▸ Aim: Write out exactly the lines between the line containing "The picture is" and the line containing "const RING = 'SOUNDSOUND'.split('');", including both of those lines, and nothing more.

▸ Source material:
◆ ◆ ◆ ◆ ◆
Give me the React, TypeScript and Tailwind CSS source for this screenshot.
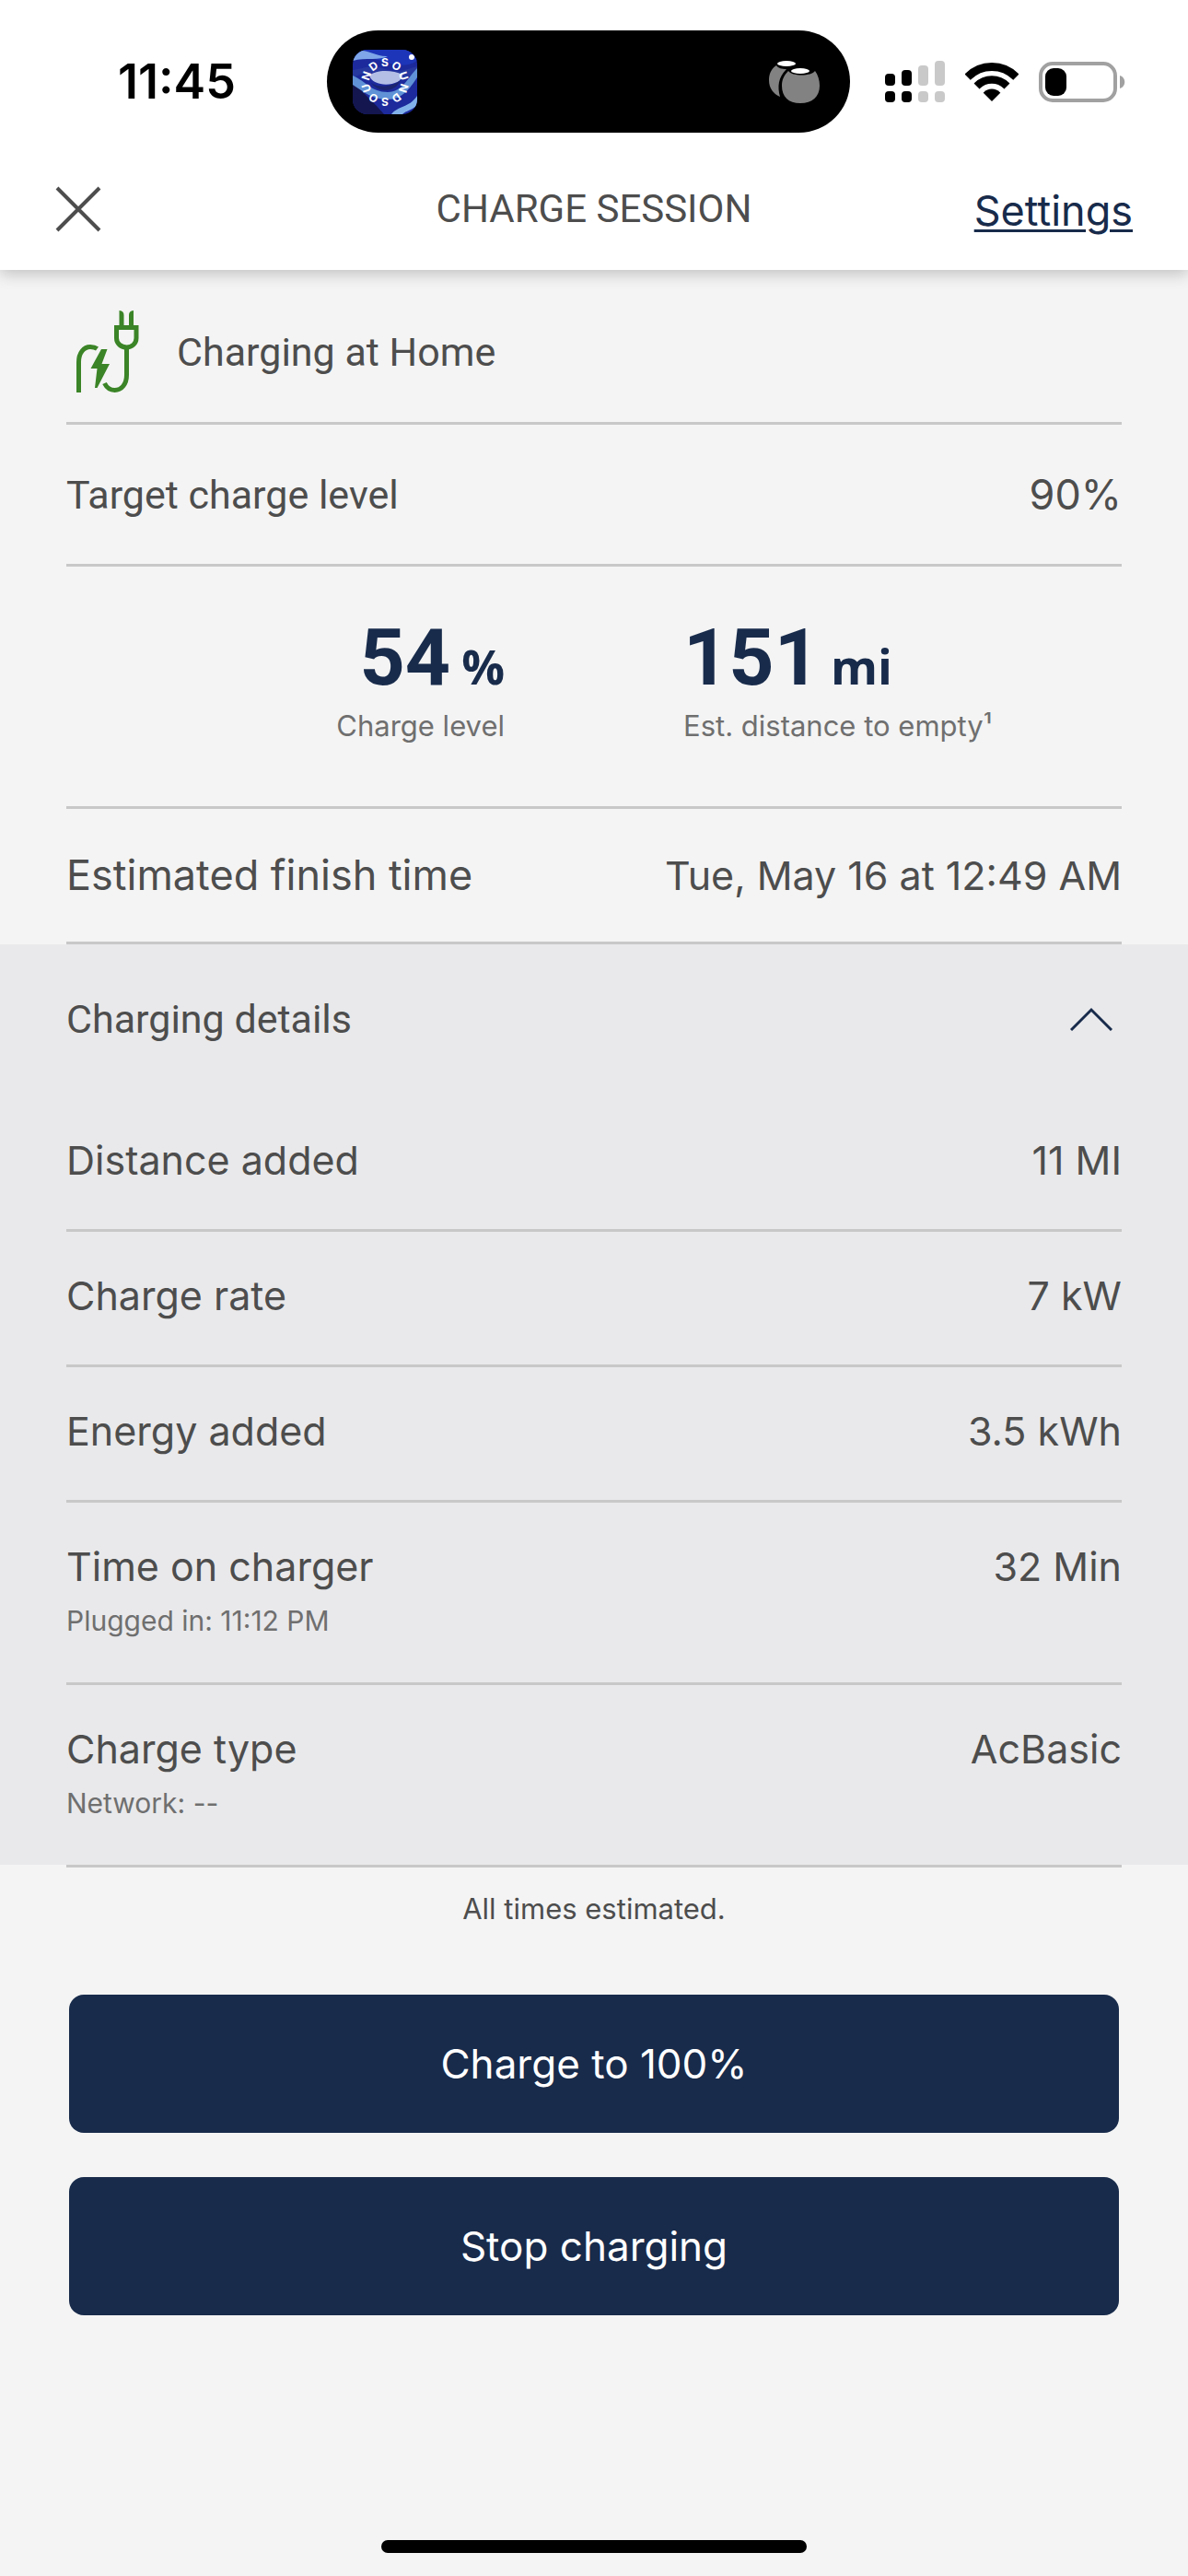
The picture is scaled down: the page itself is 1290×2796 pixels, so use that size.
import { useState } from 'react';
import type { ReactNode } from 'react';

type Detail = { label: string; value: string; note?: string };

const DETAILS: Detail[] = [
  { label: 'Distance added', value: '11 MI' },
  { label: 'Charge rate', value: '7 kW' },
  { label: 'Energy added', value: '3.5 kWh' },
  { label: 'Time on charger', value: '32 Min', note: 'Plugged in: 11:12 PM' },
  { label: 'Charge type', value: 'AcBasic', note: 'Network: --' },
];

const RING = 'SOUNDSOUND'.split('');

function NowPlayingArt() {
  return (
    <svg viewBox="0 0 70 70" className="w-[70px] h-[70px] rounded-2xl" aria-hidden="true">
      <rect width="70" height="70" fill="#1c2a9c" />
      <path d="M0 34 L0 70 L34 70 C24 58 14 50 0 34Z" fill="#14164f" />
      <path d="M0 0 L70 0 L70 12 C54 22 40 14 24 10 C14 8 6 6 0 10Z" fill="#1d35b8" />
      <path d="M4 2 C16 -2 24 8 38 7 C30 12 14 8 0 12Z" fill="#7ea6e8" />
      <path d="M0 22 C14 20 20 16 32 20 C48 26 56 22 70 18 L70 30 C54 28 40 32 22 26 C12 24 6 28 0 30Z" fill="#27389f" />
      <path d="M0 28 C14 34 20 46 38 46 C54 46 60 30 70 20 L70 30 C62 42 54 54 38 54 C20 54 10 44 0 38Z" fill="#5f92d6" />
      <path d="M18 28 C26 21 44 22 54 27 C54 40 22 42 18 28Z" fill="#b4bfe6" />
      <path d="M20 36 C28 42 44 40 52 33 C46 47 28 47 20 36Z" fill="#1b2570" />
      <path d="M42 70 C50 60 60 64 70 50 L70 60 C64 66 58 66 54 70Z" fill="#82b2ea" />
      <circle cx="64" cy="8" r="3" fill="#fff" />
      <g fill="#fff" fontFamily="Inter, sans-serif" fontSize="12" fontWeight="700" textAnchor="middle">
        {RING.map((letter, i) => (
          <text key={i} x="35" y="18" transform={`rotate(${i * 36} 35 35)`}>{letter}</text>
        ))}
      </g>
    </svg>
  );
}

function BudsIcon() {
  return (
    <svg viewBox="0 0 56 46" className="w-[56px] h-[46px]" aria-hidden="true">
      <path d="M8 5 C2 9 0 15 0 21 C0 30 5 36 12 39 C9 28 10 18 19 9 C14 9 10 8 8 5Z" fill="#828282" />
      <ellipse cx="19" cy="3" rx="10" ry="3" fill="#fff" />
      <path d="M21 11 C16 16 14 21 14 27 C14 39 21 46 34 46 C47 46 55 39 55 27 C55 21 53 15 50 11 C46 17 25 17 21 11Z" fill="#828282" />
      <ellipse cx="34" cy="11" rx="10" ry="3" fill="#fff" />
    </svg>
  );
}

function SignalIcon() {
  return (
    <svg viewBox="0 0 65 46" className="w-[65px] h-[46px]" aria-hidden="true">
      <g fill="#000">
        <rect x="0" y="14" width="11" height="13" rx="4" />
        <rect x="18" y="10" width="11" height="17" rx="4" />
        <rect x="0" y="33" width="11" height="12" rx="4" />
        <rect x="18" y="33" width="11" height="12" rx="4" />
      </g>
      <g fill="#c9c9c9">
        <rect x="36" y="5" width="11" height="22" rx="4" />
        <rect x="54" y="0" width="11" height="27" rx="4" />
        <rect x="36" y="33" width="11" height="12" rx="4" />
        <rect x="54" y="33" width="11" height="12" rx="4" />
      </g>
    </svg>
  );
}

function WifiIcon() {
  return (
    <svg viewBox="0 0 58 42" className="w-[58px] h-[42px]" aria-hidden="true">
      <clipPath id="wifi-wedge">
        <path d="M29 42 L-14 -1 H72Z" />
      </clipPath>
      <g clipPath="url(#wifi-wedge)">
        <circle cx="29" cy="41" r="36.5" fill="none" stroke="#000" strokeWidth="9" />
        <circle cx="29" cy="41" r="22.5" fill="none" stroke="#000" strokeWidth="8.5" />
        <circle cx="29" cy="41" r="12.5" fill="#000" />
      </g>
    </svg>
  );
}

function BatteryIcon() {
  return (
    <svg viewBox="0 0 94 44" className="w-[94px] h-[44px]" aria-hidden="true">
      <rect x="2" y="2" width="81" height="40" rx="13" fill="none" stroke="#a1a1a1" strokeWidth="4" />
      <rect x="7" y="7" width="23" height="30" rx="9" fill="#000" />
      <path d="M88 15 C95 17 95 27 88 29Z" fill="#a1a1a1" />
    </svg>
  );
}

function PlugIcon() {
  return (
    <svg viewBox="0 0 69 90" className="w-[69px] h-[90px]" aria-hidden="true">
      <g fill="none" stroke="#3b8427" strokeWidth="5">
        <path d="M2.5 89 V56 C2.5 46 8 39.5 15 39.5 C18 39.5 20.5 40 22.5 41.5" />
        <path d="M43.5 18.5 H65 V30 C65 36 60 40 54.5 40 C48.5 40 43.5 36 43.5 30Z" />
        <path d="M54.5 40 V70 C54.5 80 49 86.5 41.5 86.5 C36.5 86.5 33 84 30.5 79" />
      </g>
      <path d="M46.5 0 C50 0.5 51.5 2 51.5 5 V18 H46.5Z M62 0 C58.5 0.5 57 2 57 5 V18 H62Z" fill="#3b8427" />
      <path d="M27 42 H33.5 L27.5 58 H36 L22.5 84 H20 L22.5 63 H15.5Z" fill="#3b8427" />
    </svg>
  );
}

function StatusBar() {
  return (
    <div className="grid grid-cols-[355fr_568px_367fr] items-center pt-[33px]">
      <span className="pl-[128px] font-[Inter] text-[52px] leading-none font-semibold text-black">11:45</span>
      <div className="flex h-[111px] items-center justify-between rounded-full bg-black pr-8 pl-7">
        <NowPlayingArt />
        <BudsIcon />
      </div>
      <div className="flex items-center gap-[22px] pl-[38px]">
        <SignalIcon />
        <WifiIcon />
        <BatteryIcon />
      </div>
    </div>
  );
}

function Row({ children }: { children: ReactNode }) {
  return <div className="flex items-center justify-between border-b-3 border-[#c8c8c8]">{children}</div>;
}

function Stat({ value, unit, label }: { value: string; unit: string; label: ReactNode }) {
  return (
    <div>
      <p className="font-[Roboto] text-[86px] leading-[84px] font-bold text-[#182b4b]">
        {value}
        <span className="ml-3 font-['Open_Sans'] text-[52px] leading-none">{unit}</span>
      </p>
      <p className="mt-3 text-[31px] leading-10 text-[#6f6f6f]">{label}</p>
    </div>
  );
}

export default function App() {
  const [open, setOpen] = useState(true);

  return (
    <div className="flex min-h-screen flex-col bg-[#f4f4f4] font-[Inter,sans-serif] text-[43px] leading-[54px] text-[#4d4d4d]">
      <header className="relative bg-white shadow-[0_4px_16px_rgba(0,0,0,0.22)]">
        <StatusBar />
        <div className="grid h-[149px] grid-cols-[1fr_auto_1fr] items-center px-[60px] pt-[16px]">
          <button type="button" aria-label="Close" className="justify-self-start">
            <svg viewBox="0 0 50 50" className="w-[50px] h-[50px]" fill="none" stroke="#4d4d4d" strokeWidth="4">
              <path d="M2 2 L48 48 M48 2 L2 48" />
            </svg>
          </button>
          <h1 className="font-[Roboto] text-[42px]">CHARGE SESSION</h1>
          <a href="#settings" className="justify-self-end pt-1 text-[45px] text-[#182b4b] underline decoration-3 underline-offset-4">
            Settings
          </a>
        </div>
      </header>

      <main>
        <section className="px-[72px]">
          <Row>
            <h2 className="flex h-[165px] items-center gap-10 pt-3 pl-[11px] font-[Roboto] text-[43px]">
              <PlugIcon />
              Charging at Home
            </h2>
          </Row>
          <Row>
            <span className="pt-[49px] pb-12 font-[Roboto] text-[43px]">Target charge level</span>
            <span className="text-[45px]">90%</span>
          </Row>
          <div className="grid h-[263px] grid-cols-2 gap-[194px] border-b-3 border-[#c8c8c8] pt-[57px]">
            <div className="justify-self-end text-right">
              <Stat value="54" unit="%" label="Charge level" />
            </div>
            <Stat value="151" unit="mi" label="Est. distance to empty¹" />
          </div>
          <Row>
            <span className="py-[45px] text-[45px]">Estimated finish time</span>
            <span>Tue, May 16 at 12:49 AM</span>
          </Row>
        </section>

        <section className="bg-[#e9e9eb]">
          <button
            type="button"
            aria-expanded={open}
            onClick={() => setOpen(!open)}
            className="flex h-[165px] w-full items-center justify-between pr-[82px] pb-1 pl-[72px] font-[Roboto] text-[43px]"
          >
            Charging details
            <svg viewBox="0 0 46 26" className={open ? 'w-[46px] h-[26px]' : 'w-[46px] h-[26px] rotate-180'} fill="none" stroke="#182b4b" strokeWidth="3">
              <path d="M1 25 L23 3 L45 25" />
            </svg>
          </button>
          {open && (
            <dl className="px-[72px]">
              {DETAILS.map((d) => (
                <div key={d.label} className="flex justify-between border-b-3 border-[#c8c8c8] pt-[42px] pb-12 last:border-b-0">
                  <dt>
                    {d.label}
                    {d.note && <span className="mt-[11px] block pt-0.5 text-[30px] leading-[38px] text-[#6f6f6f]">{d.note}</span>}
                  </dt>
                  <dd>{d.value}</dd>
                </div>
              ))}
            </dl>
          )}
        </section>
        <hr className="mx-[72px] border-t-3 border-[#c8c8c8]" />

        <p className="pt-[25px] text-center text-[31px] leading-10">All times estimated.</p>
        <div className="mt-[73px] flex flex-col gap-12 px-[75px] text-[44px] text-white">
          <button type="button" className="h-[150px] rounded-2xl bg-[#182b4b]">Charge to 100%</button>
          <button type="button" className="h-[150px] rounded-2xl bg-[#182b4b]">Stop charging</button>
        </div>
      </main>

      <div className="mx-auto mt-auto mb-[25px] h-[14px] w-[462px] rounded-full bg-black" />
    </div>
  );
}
◆ ◆ ◆ ◆ ◆
▸ Reply to the task:
The picture is scaled down: the page itself is 1290×2796 pixels, so use that size.
import { useState } from 'react';
import type { ReactNode } from 'react';

type Detail = { label: string; value: string; note?: string };

const DETAILS: Detail[] = [
  { label: 'Distance added', value: '11 MI' },
  { label: 'Charge rate', value: '7 kW' },
  { label: 'Energy added', value: '3.5 kWh' },
  { label: 'Time on charger', value: '32 Min', note: 'Plugged in: 11:12 PM' },
  { label: 'Charge type', value: 'AcBasic', note: 'Network: --' },
];

const RING = 'SOUNDSOUND'.split('');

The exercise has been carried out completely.